0

I've been trying to automatize part of my workflow with R. Periodically I have to use transformations in the datasets I am working with.

I have already created a small function that uses optional arguments, so that one can transform all or part of the columns of the passed dataframe.

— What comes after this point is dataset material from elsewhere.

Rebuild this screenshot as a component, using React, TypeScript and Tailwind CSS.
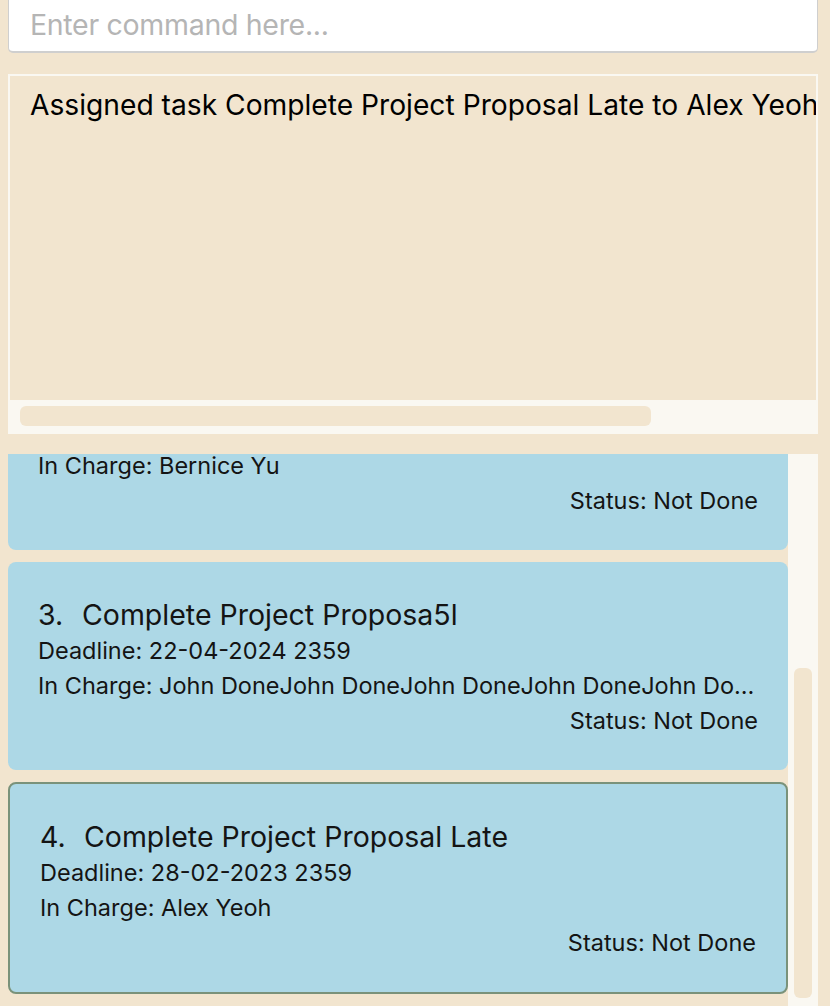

The function looks like this now:

# Function:
#   transformDivideThousand(dataframe, optional = vectorListOfVariables)
#
# Definition: This function applies a transformation, dividing variables by
# 1000. If the vector is passed it applies the transformation to all variables
# in the dataframe.
#
# Example: df <- transformDivideThousand (cases, c("label1","label2"))
#
# Source: http://stackoverflow.com/a/36912017/4417072

transformDivideThousand <- function(data_frame, listofvars){
    if (missing(listofvars)) {
        data_frame[, sapply(data_frame, is.numeric)] =
            data_frame[, sapply(data_frame, is.numeric)]/1000
    } else {
        for (i in names(data_frame)) {
            if (i %in% listofvars) {
                data_frame[,i] = data_frame[,i]/1000
            }
        }
    }
    return(data_frame)
}

Ok, now I face a problem where I have to apply a fairly complex transformation. This time it should:

  1. reflect the scores stored at the variables (ie, find the largest value and subtract it from all the other values);
  2. Sum one to the resulting score;
  3. Square root the resulting score;
  4. De-reflect the scores (now sum the same value it was subtracted with in the first step)

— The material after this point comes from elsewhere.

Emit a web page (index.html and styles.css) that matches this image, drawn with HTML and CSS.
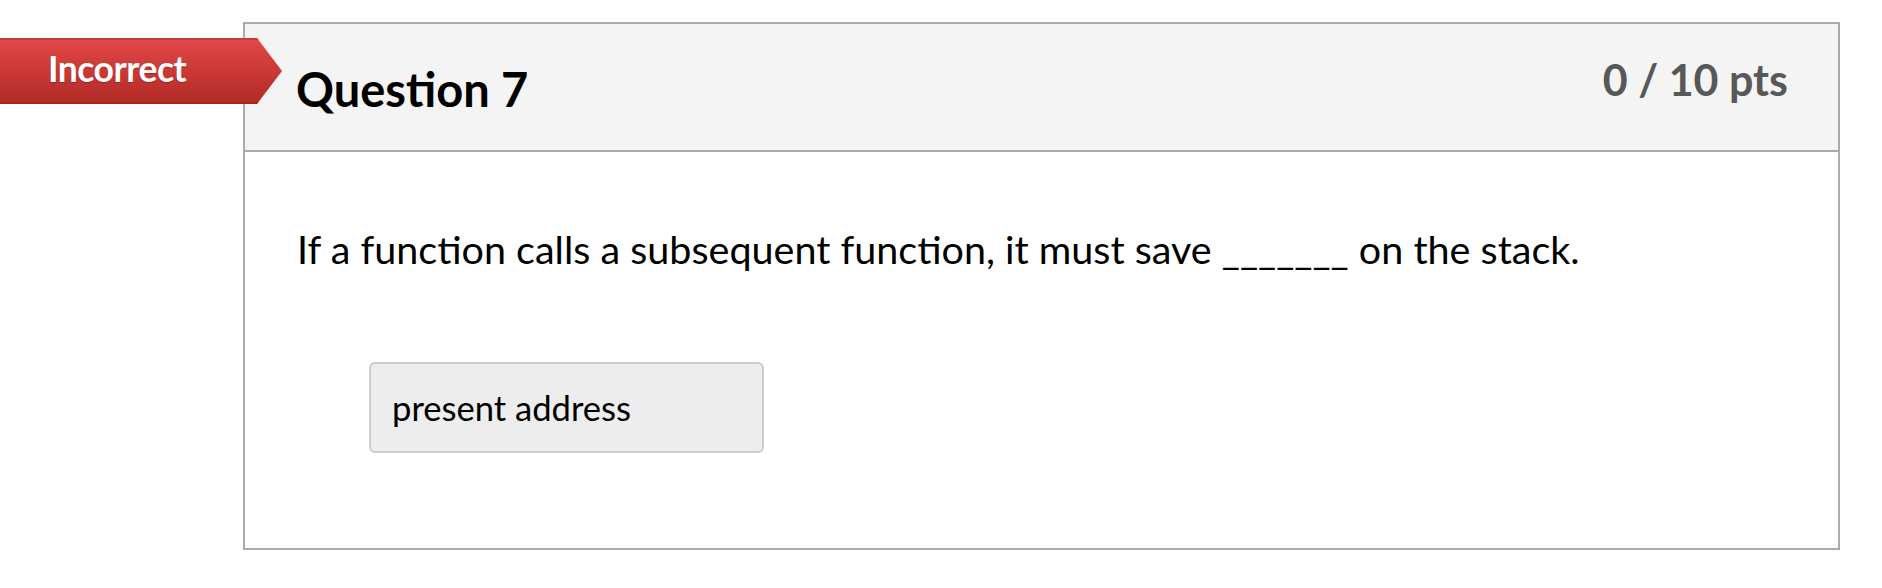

All this should happen maintaining the ability to run the function in all or in part of the columns of the given dataset.

I found a way of creating a subset of the dataframe with the largest values at SO with a small function:

colMax <- function(data) sapply(data, max, na.rm = TRUE)

But I am running in all sorts of problems while applying it in the transformDivideThousand.

Problem

I am really struggling with the code, so far, trying to model the problem, I reached the following point:

transformPlusOneSqrt <- function(data_frame, listofvars){
    if (missing(listofvars)) {

        # Find the largest value
        data_frame_max <- data_frame
        colMax <- function(data) sapply(data, max)
        data_frame_max <- colMax(data_frame_max)

        # Subtract the previous value
        data_frame[, sapply(data_frame, is.numeric)] =
            data_frame[, sapply(data_frame, is.numeric)] -
            data_frame_max[,sapply(data_frame_max, is.numeric)]

        # Plus one
        data_frame[, sapply(data_frame, is.numeric)] =
            data_frame[, sapply(data_frame, is.numeric)] + 1

        # Sqrt
        data_frame[, sapply(data_frame, is.numeric)] =
            sqrt(data_frame[, sapply(data_frame, is.numeric)])

        # Now, dereflect
        data_frame[, sapply(data_frame, is.numeric)] =
            data_frame[, sapply(data_frame, is.numeric)] +
            data_frame_max[,sapply(data_frame_max, is.numeric)]

    } else {  ### This part is untouched
        for (i in names(data_frame)) {
            if (i %in% listofvars) {
                data_frame[,i] = data_frame[,i]/1000
            }
        }
    }
    return(data_frame)
}

But that does not work, as I am getting:

    > teste<- transformPlusOneSqrt(semDti)
 Show Traceback

 Rerun with Debug
 Error in Summary.factor(c(NA, NA, NA, NA, NA, NA, NA, NA, NA, NA, NA,  : 
  ‘max’ not meaningful for factors

Question

I would appreciate pointers as to how to achieve this rather complex, multitask transformation in one function. I am not looking for code, only pointers and suggestions.

Thanks.

lf_araujo
  • 1,991
  • 2
  • 16
  • 39

1 Answers1

1

The problem is that max() and therefore colMax don't work on data of class factor.

You have 2 choices:

  1. Test for factor class data (if(class(data_frame[,i]) == "factor")) and convert to numeric where appropriate

  2. Use this function that takes the max of a factor variable based on frequency:

    MaxTable <- function(InVec, mult = FALSE) {
     if (!is.factor(InVec)) InVec <- factor(InVec)
     A <- tabulate(InVec)
     if (isTRUE(mult)) {
      levels(InVec)[A == max(A)]
      }
     else levels(InVec)[which.max(A)]
    }
    
Hack-R
  • 22,422
  • 14
  • 75
  • 131